**Exercise aim:** Spot each line that carries the word "page"; copy those lines.

* Begin *

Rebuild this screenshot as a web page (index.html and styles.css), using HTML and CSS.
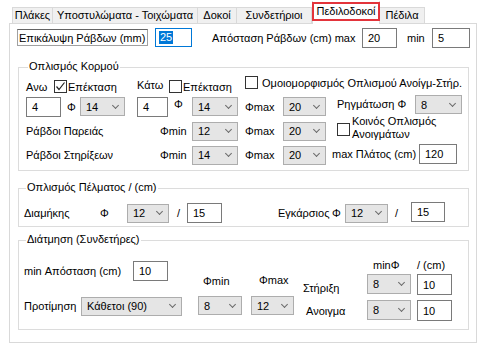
FILE: index.html
```html
<!DOCTYPE html>
<html lang="el">
  <head>
    <title>Πεδιλοδοκοί</title>
    <meta charset="UTF-8" />
    <link rel="stylesheet" href="styles.css">
  </head>
  <body>
    <div class="tabs">
      <div class="tab tab--first">Πλάκες</div>
      <div class="tab">Υποστυλώματα - Τοιχώματα</div>
      <div class="tab">Δοκοί</div>
      <div class="tab">Συνδετήριοι</div>
      <div class="tab tab--active"><span class="tab__mark">Πεδιλοδοκοί</span></div>
      <div class="tab">Πέδιλα</div>
    </div>

    <div class="page">

      <div class="row row--top">
        <span class="textbox textbox--caption w131">Επικάλυψη Ράβδων (mm)</span>
        <span class="textbox textbox--focus ml7 w37"><span class="selected">25</span></span>
        <span class="lbl ml20 w150">Απόσταση Ράβδων (cm) max</span>
        <span class="textbox w35">20</span>
        <span class="lbl ml10 w25">min</span>
        <span class="textbox w38">5</span>
      </div>

      <div class="group group--web">
        <div class="group__title">Οπλισμός Κορμού</div>
        <div class="row row--a">
          <span class="lbl w28">Ανω</span>
          <span class="check">
            <svg width="11" height="11" viewBox="0 0 11 11"><polyline points="1.5,5.5 4,8.5 9.5,1.5" fill="none" stroke="#222" stroke-width="1.2"/></svg>
          </span>
          <span class="lbl ml1 w69">Επέκταση</span>
          <span class="lbl w32 up2">Κάτω</span>
          <span class="check"></span>
          <span class="lbl ml1 w62">Επέκταση</span>
          <span class="check up4"></span>
          <span class="lbl ml4 up4">Ομοιομορφισμός Οπλισμού Ανοίγμ-Στήρ.</span>
        </div>
        <div class="row row--b">
          <span class="textbox w35">4</span>
          <span class="lbl ml6 w13">Φ</span>
          <span class="combo w45">14</span>
          <span class="textbox ml12 w31">4</span>
          <span class="lbl ml6 w18 up3">Φ</span>
          <span class="combo w46">14</span>
          <span class="lbl ml7 w38">Φmax</span>
          <span class="combo w43">20</span>
          <span class="lbl ml11 w78 up3">Ρηγμάτωση Φ</span>
          <span class="combo w47 up2">8</span>
        </div>
        <div class="row row--c">
          <span class="lbl w134">Ράβδοι Παρειάς</span>
          <span class="lbl w32">Φmin</span>
          <span class="combo w46">12</span>
          <span class="lbl ml7 w38">Φmax</span>
          <span class="combo w43">20</span>
          <span class="check ml11 up2"></span>
          <span class="lbl lbl--two ml2 up3">Κοινός Οπλισμός<br>Ανοιγμάτων</span>
        </div>
        <div class="row row--d">
          <span class="lbl w134">Ράβδοι Στηρίξεων</span>
          <span class="lbl w32">Φmin</span>
          <span class="combo w46">14</span>
          <span class="lbl ml7 w38">Φmax</span>
          <span class="combo w43">20</span>
          <span class="lbl ml6 w87 up1">max Πλάτος (cm)</span>
          <span class="textbox w38 up1">120</span>
        </div>
      </div>

      <div class="group group--footing">
        <div class="group__title">Οπλισμός Πέλματος / (cm)</div>
        <div class="row row--footing">
          <span class="lbl w76">Διαμήκης</span>
          <span class="lbl w27">Φ</span>
          <span class="combo w42">12</span>
          <span class="lbl ml8 w10">/</span>
          <span class="textbox w35">15</span>
          <span class="lbl ml56 w54">Εγκάρσιος</span>
          <span class="lbl w13">Φ</span>
          <span class="combo w43">12</span>
          <span class="lbl ml7 w16">/</span>
          <span class="textbox w34 up1">15</span>
        </div>
      </div>

      <div class="group group--shear">
        <div class="group__title">Διάτμηση (Συνδετήρες)</div>
        <div class="shear">
          <div class="shear__col w174">
            <div class="shear__line mt15">
              <span class="lbl w109">min Απόσταση (cm)</span>
              <span class="textbox w35">10</span>
            </div>
            <div class="shear__line mt15">
              <span class="lbl w57">Προτίμηση</span>
              <span class="combo w101">Κάθετοι (90)</span>
            </div>
          </div>
          <div class="shear__col w44">
            <span class="shear__head mt28 pl5">Φmin</span>
            <span class="combo mt8">8</span>
          </div>
          <div class="shear__col ml9 w43">
            <span class="shear__head mt27 pl8">Φmax</span>
            <span class="combo mt9">12</span>
          </div>
          <div class="shear__col ml9 w64">
            <span class="shear__head mt35">Στήριξη</span>
            <span class="shear__head mt9 pl3">Ανοιγμα</span>
          </div>
          <div class="shear__col w44">
            <span class="shear__head mt12 pl6">minΦ</span>
            <span class="combo h20 mt2">8</span>
            <span class="combo h20 mt6">8</span>
          </div>
          <div class="shear__col ml6 w35">
            <span class="shear__head mt12">/ (cm)</span>
            <span class="textbox h21 mt2">10</span>
            <span class="textbox h21 mt5">10</span>
          </div>
        </div>
      </div>

    </div>
  </body>
</html>
```

FILE: styles.css
```css
body {
  margin: 0;
  font-family: 'Liberation Sans', Arial, sans-serif;
  font-size: 11px;
  color: #000000;
  background: #ffffff;
}

/* tab strip */

.tabs {
  display: flex;
  align-items: flex-end;
  height: 23px;
  padding-left: 12px;
}

.tab {
  box-sizing: border-box;
  height: 16px;
  border: 1px solid #d9d9d9;
  border-left: none;
  border-bottom: none;
  background: #f0f0f0;
  line-height: 15px;
  text-align: center;
  white-space: nowrap;
}

.tab--first {
  border-left: 1px solid #d9d9d9;
}

.tab:nth-child(1) { width: 41px; }
.tab:nth-child(2) { width: 145px; }
.tab:nth-child(3) { width: 39px; }
.tab:nth-child(4) { width: 75px; }
.tab:nth-child(5) { width: 68px; }
.tab:nth-child(6) { width: 45px; }

.tab--active {
  position: relative;
  z-index: 1;
  height: 23px;
  margin-bottom: -1px;
  border: 1px solid #d9d9d9;
  border-top: none;
  border-bottom: none;
  background: #ffffff;
}

.tab__mark {
  display: block;
  box-sizing: border-box;
  height: 19px;
  margin: 1px -1px 0;
  border: 2px solid #e3343b;
  line-height: 14px;
}

/* tab page */

.page {
  box-sizing: border-box;
  width: 468px;
  height: 320px;
  margin-left: 9px;
  padding-top: 4px;
  border: 1px solid #d9d9d9;
}

.row {
  display: flex;
  align-items: center;
  white-space: nowrap;
}

.row--top {
  height: 19px;
  padding-left: 7px;
}

/* group boxes */

.group {
  box-sizing: border-box;
  width: 451px;
  margin-left: 8px;
  border: 1px solid #dcdcdc;
}

.group__title {
  width: fit-content;
  height: 13px;
  margin: -8px 0 0 2px;
  padding: 0 1px;
  line-height: 13px;
  background: #ffffff;
}

.group--web {
  margin-top: 20px;
  padding: 0 0 5px 7px;
}

.group--footing {
  margin-top: 17px;
  padding: 0 0 3px 5px;
}

.group--shear {
  margin-top: 13px;
  padding-left: 5px;
}

.row--a { height: 15px; margin-top: 6px; }
.row--b { height: 21px; margin-top: 2px; }
.row--c { height: 20px; margin-top: 4px; }
.row--d { height: 20px; margin-top: 4px; }
.row--footing { height: 20px; margin-top: 9px; }

.shear {
  display: flex;
  height: 83px;
}

.shear__col {
  display: flex;
  flex-direction: column;
}

.shear__line {
  display: flex;
  align-items: center;
  height: 20px;
  white-space: nowrap;
}

.shear__head {
  display: block;
  height: 14px;
  line-height: 14px;
  white-space: nowrap;
}

/* controls */

.lbl {
  display: block;
  flex-shrink: 0;
  white-space: nowrap;
}

.lbl--two {
  line-height: 13px;
}

.textbox {
  display: flex;
  align-items: center;
  flex-shrink: 0;
  box-sizing: border-box;
  height: 20px;
  padding-left: 5px;
  border: 1px solid #7a7a7a;
  background: #ffffff;
}

.textbox--caption {
  height: 17px;
  padding-left: 1px;
  border-color: #a0a0a0;
  border-top-color: #646464;
}

.textbox--focus {
  height: 19px;
  padding-left: 3px;
  border-color: #0078d7;
}

.selected {
  padding: 0 1px;
  line-height: 13px;
  color: #ffffff;
  background: #0078d7;
}

.combo {
  display: flex;
  align-items: center;
  justify-content: space-between;
  flex-shrink: 0;
  box-sizing: border-box;
  height: 19px;
  padding: 0 6px 0 5px;
  border: 1px solid #adadad;
  background: #e5e5e5;
  white-space: nowrap;
}

.combo::after {
  content: '';
  width: 4px;
  height: 4px;
  margin-top: -3px;
  border-right: 1px solid #6a6a6a;
  border-bottom: 1px solid #6a6a6a;
  transform: rotate(45deg);
}

.check {
  display: flex;
  align-items: center;
  justify-content: center;
  flex-shrink: 0;
  box-sizing: border-box;
  width: 13px;
  height: 13px;
  border: 1px solid #333333;
  background: #ffffff;
}

/* helpers */

.w10 { width: 10px; }
.w13 { width: 13px; }
.w16 { width: 16px; }
.w18 { width: 18px; }
.w25 { width: 25px; }
.w27 { width: 27px; }
.w28 { width: 28px; }
.w31 { width: 31px; }
.w32 { width: 32px; }
.w34 { width: 34px; }
.w35 { width: 35px; }
.w37 { width: 37px; }
.w38 { width: 38px; }
.w42 { width: 42px; }
.w43 { width: 43px; }
.w44 { width: 44px; }
.w45 { width: 45px; }
.w46 { width: 46px; }
.w47 { width: 47px; }
.w54 { width: 54px; }
.w57 { width: 57px; }
.w62 { width: 62px; }
.w64 { width: 64px; }
.w69 { width: 69px; }
.w76 { width: 76px; }
.w78 { width: 78px; }
.w87 { width: 87px; }
.w101 { width: 101px; }
.w109 { width: 109px; }
.w131 { width: 131px; }
.w134 { width: 134px; }
.w150 { width: 150px; }
.w174 { width: 174px; }

.h20 { height: 20px; }
.h21 { height: 21px; }

.ml1 { margin-left: 1px; }
.ml2 { margin-left: 2px; }
.ml4 { margin-left: 4px; }
.ml6 { margin-left: 6px; }
.ml7 { margin-left: 7px; }
.ml8 { margin-left: 8px; }
.ml9 { margin-left: 9px; }
.ml10 { margin-left: 10px; }
.ml11 { margin-left: 11px; }
.ml12 { margin-left: 12px; }
.ml20 { margin-left: 20px; }
.ml56 { margin-left: 56px; }

.mt2 { margin-top: 2px; }
.mt5 { margin-top: 5px; }
.mt6 { margin-top: 6px; }
.mt8 { margin-top: 8px; }
.mt9 { margin-top: 9px; }
.mt12 { margin-top: 12px; }
.mt15 { margin-top: 15px; }
.mt27 { margin-top: 27px; }
.mt28 { margin-top: 28px; }
.mt35 { margin-top: 35px; }

.pl3 { padding-left: 3px; }
.pl5 { padding-left: 5px; }
.pl6 { padding-left: 6px; }
.pl8 { padding-left: 8px; }

/* lift an item inside a centred flex row */
.up1 { margin-bottom: 2px; }
.up2 { margin-bottom: 4px; }
.up3 { margin-bottom: 6px; }
.up4 { margin-bottom: 8px; }
```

* End *

**Exercise response:**
Rebuild this screenshot as a web page (index.html and styles.css), using HTML and CSS.
    <div class="page">
/* tab page */
.page {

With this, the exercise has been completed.